JIMANI, Dominican Republic -- Sobbing villagers tore through heaps of mud with their bare hands yesterday, searching for loved ones as the death toll from flooding in the Dominican Republic and Haiti rose to at least 263. Trucks dumped scores of corpses into a mass grave on the outskirts of this impoverished border town.

An Associated Press reporter counted at least 180 bodies on the Dominican side of Hispaniola island, and 83 were confirmed dead in Haiti. But the toll was steadily rising, as rescue workers and family members continued to pull corpses from the mud.

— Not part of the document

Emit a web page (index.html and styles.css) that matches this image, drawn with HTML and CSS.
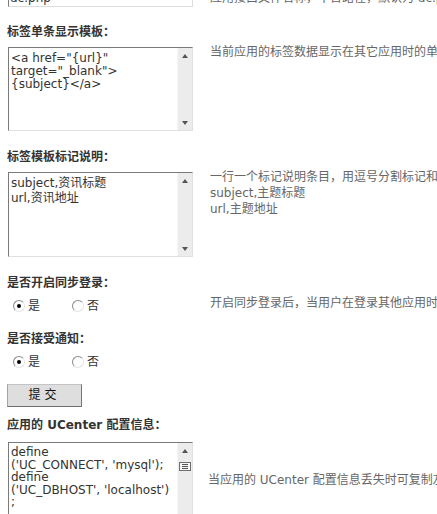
FILE: index.html
```html
<!DOCTYPE html>
<html lang="zh-CN">
<head>
<meta charset="utf-8">
<title>应用设置</title>
<link rel="stylesheet" href="styles.css">
</head>
<body>
<div class="page">
  <div class="row">
    <div class="input">uc.php</div>
    <div class="desc desc-top">应用接口文件名称，不含路径，默认为 uc.php</div>
  </div>

  <div class="label label-first">标签单条显示模板：</div>
  <div class="row">
    <div class="ta ta1">
      <div class="ta-text">&lt;a href="{url}"<br>target="_blank"&gt;<br>{subject}&lt;/a&gt;</div>
      <div class="sb"><span class="arrow-up"></span><span class="arrow-down"></span></div>
    </div>
    <div class="desc">当前应用的标签数据显示在其它应用时的单条数据模板</div>
  </div>

  <div class="label">标签模板标记说明：</div>
  <div class="row">
    <div class="ta ta2">
      <div class="ta-text">subject,资讯标题<br>url,资讯地址</div>
      <div class="sb"><span class="arrow-up"></span><span class="arrow-down"></span></div>
    </div>
    <div class="desc">一行一个标记说明条目，用逗号分割标记和说明<br>subject,主题标题<br>url,主题地址</div>
  </div>

  <div class="label">是否开启同步登录：</div>
  <div class="row">
    <div class="radios">
      <label class="opt opt-first"><span class="radio on"></span><span class="opt-text">是</span></label>
      <label class="opt"><span class="radio"></span><span class="opt-text">否</span></label>
    </div>
    <div class="desc">开启同步登录后，当用户在登录其他应用时，同时也会登录该应用</div>
  </div>

  <div class="label label-after-radio">是否接受通知：</div>
  <div class="row">
    <div class="radios">
      <label class="opt opt-first"><span class="radio on"></span><span class="opt-text">是</span></label>
      <label class="opt"><span class="radio"></span><span class="opt-text">否</span></label>
    </div>
  </div>

  <button class="btn" type="button">提 交</button>

  <div class="label label-after-btn">应用的 UCenter 配置信息：</div>
  <div class="row">
    <div class="ta ta3">
      <div class="ta-text">define<br>('UC_CONNECT', 'mysql');<br>define<br>('UC_DBHOST', 'localhost')<br>;</div>
      <div class="sb sb3">
        <span class="arrow-up"></span>
        <svg class="thumb" width="12" height="9" viewBox="0 0 12 9">
          <rect x="0.5" y="0.5" width="11" height="8" fill="#f6f6f6" stroke="#6f6f6f"/>
          <line x1="3" y1="2.5" x2="9" y2="2.5" stroke="#555"/>
          <line x1="3" y1="4.5" x2="9" y2="4.5" stroke="#555"/>
          <line x1="3" y1="6.5" x2="9" y2="6.5" stroke="#555"/>
        </svg>
      </div>
    </div>
    <div class="desc desc-mid">当应用的 UCenter 配置信息丢失时可复制左侧的代码到应用的配置文件中</div>
  </div>
</div>
</body>
</html>
```

FILE: styles.css
```css
html, body {
  margin: 0;
  padding: 0;
  background: #ffffff;
  overflow: hidden;
}

body {
  font-family: "DejaVu Sans", "Noto Sans CJK SC", sans-serif;
  font-size: 12px;
  color: #333333;
}

.page {
  margin-top: -11px;
  padding-left: 7px;
}

.row {
  display: flex;
  align-items: flex-start;
  gap: 17px;
}

.input {
  flex: none;
  width: 185px;
  height: 18px;
  margin-left: 1px;
  box-sizing: border-box;
  border: 1px solid;
  border-color: #7a7a7a #dddddd #dddddd #7a7a7a;
  padding: 0 1px;
  line-height: 16px;
  color: #333333;
  white-space: nowrap;
  overflow: hidden;
}

.desc {
  color: #666666;
  line-height: 16px;
  white-space: nowrap;
  margin-top: -3px;
}

.desc-top {
  margin-top: 1px;
}

.desc-mid {
  margin-top: 30px;
  margin-left: -2px;
}

.label {
  font-weight: bold;
  line-height: 16px;
  white-space: nowrap;
  color: #333333;
  margin-top: 18px;
  margin-bottom: 7px;
}

.label-first {
  margin-top: 17px;
}

.label-after-radio {
  margin-top: 17px;
}

.label-after-btn {
  margin-top: 10px;
  margin-bottom: 9px;
}

.ta {
  flex: none;
  display: flex;
  width: 185px;
  margin-left: 1px;
  box-sizing: border-box;
  border: 1px solid;
  border-color: #7a7a7a #e0e0e0 #e0e0e0 #7a7a7a;
  background: #ffffff;
  overflow: hidden;
}

.ta1 { height: 84px; }
.ta2 { height: 85px; }
.ta3 { height: 92px; }

.ta-text {
  flex: 1;
  min-width: 0;
  padding: 3px 2px;
  white-space: nowrap;
  overflow: hidden;
  color: #333333;
}

.ta1 .ta-text { line-height: 13px; padding-top: 4px; }
.ta2 .ta-text { line-height: 15px; }
.ta3 .ta-text { line-height: 12.6px; }

.sb {
  flex: none;
  width: 15px;
  background: #ececec;
  border-left: 1px solid #f7f7f7;
  display: flex;
  flex-direction: column;
  align-items: center;
  justify-content: space-between;
  padding: 6px 0 5px;
  box-sizing: border-box;
}

.sb3 {
  justify-content: flex-start;
}

.arrow-up {
  width: 0;
  height: 0;
  border-left: 3.5px solid transparent;
  border-right: 3.5px solid transparent;
  border-bottom: 4px solid #555555;
}

.arrow-down {
  width: 0;
  height: 0;
  border-left: 3.5px solid transparent;
  border-right: 3.5px solid transparent;
  border-top: 4px solid #555555;
}

.thumb {
  display: block;
  margin-top: 9px;
}

.radios {
  flex: none;
  width: 180px;
  height: 16px;
  padding-left: 6px;
  display: flex;
  align-items: center;
}

.opt {
  display: flex;
  align-items: center;
  color: #333333;
  line-height: 16px;
}

.opt-first {
  width: 59px;
}

.radio {
  position: relative;
  width: 12px;
  height: 12px;
  box-sizing: border-box;
  border-radius: 50%;
  border: 1px solid;
  border-color: #8a8a8a #e4e4e4 #e4e4e4 #8a8a8a;
  background: #ffffff;
}

.radio.on::after {
  content: "";
  position: absolute;
  left: 3px;
  top: 3px;
  width: 4px;
  height: 4px;
  border-radius: 50%;
  background: #000000;
}

.opt-text {
  margin-left: 3px;
}

.row + .btn {
  margin-top: 14px;
}

.btn {
  display: block;
  margin-left: 0;
  width: 75px;
  height: 23px;
  box-sizing: border-box;
  padding: 0 4px 0 0;
  background: #dedede;
  border: 1px solid;
  border-color: #c4c4c4 #777777 #707070 #a4a4a4;
  border-radius: 0;
  font-family: "DejaVu Sans", "Noto Sans CJK SC", sans-serif;
  font-size: 12px;
  color: #111111;
  line-height: 21px;
  text-align: center;
}
```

More than 250 people were unaccounted for in the Dominican Republic and 62 were reportedly missing in Haiti, mostly in the town of Fond Verrette, near Jimani.

I've looked at the bodies in the morgue and couldn't recognize any of them

said Jude Joseph, 30, who came from Haiti's capital of Port-au-Prince to sell rice at a border market and visit family members in Bobmita, La Quarenta and Barrio El Tanque, neighborhoods of Jimani that were swept away in the floods.

I don't know what to do. I've been left with nothing said Joseph, whose nine relatives were missing late yesterday.

Rain has pelted the island for weeks, but a downpour Monday caused the Solie River to burst its banks, sweeping away the three neighborhoods of wooden shacks built mostly by Haitian migrants working in this Dominican town. At least 50 of the dead on the Dominican side were Haitians.

I found them this morning said Shela Lena, 24, who lost her sister-in-law and 3-year-old nephew yesterday. She came from Port-au-Prince to work as a maid.

About six miles outside of Jimani, emergency workers in surgical masks and white gloves watched as trucks dumped the 60 naked corpses into a 15-foot ditch. More bodies were on their way. No relatives were present at the grave.

Some on the Dominican side were believed to be Haitian workers living there illegally and therefore afraid to claim the bodies of family members.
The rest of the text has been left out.